New Jersey Policy Perspective has been pushing hard against getting rid of the estate tax this year. The group also disputes the conclusions by the New Jersey Business & Industry, saying other research indicates jobs and family reasons, and not tax policies, are dictating moves to other states.

Mostly benefits the wealthy

Sheila Reynertson, a senior policy analyst at the think tank, argues a repeal of the estate tax would mostly benefit the state’s wealthiest residents. But Reynertson said during the event last week that she also sees some merit in raising New Jersey’s estate-tax exemption a little higher, possibly to $1 million.

That might help the farmer or middle-class homeowner, she said.

“It would be great,” Reynertson said, before quickly adding, “But that is not the discussion we’re having right now.”

Reached later, Michele Siekerka, president of the business association, suggested her organization might also be willing to move off its position of seeking a full repeal of the estate tax. But she had a far higher figure than $1 million in mind.
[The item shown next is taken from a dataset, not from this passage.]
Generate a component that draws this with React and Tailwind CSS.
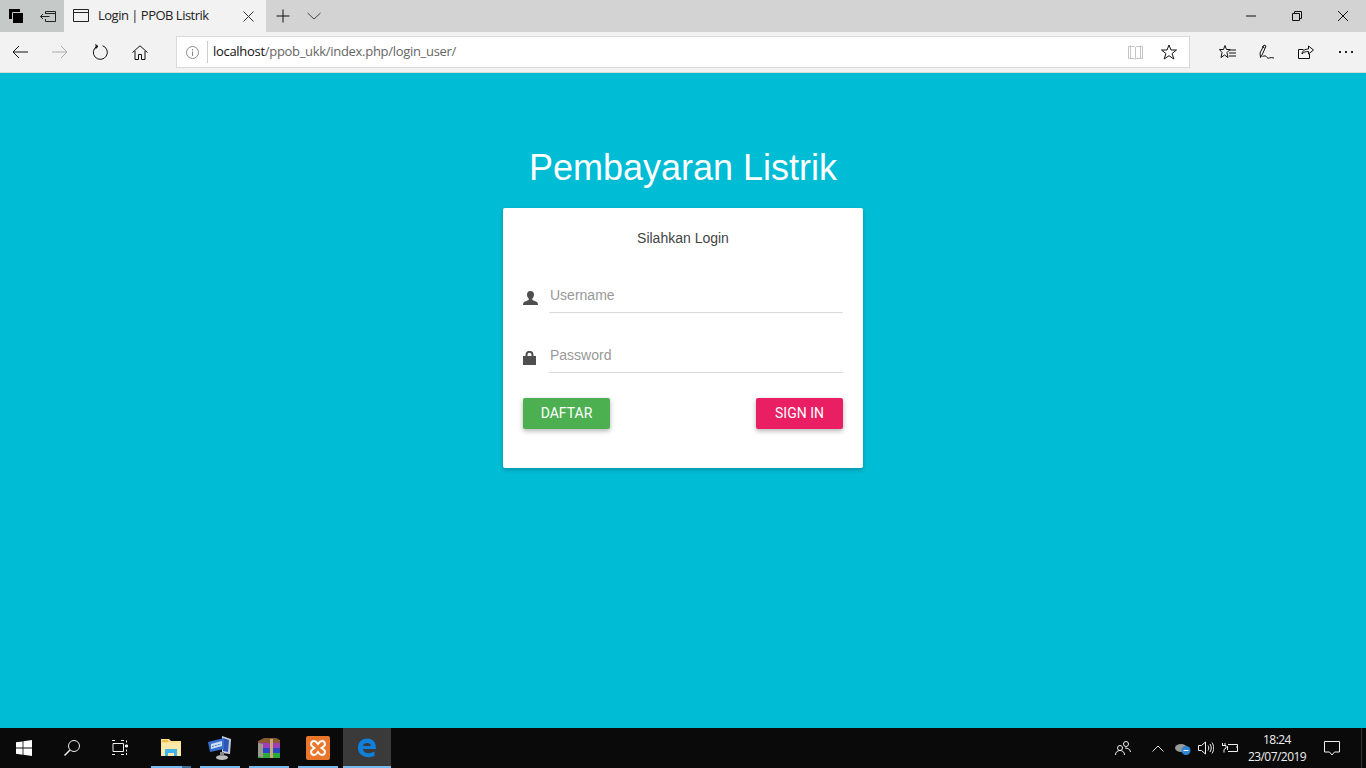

Siekerka said the current exemption for the federal estate tax, which is set at $5.45 million for 2016, would be a better number to look at when considering where to set a new state exemption. At that level, New Jersey would match Delaware’s threshold, while moving ahead of New York, Connecticut, Rhode Island, Massachusetts and Maryland.

“There is something in between and that’s looking at the federal threshold,” Siekerka said. “It’s all about competitiveness with the states where people are going to.”

Research released last year by the nonpartisan New Jersey Office of Legislative Services sheds some light on how lifting the threshold to either $1 million or to over $5 million would impact both the state budget and those who are subject to the estate tax.

OLS studied data from the 2013 fiscal year, when 3,266 estates were taxed, generating roughly $325 million in revenue for the state.

At the lowest end of the scale, there were 1,298 estates worth between $675,000 and $1 million that were taxed by the state that year. They produced $28.2 million in revenue.

But the state generated $126 million from just 109 estates that were worth $5 million or more, according to OLS.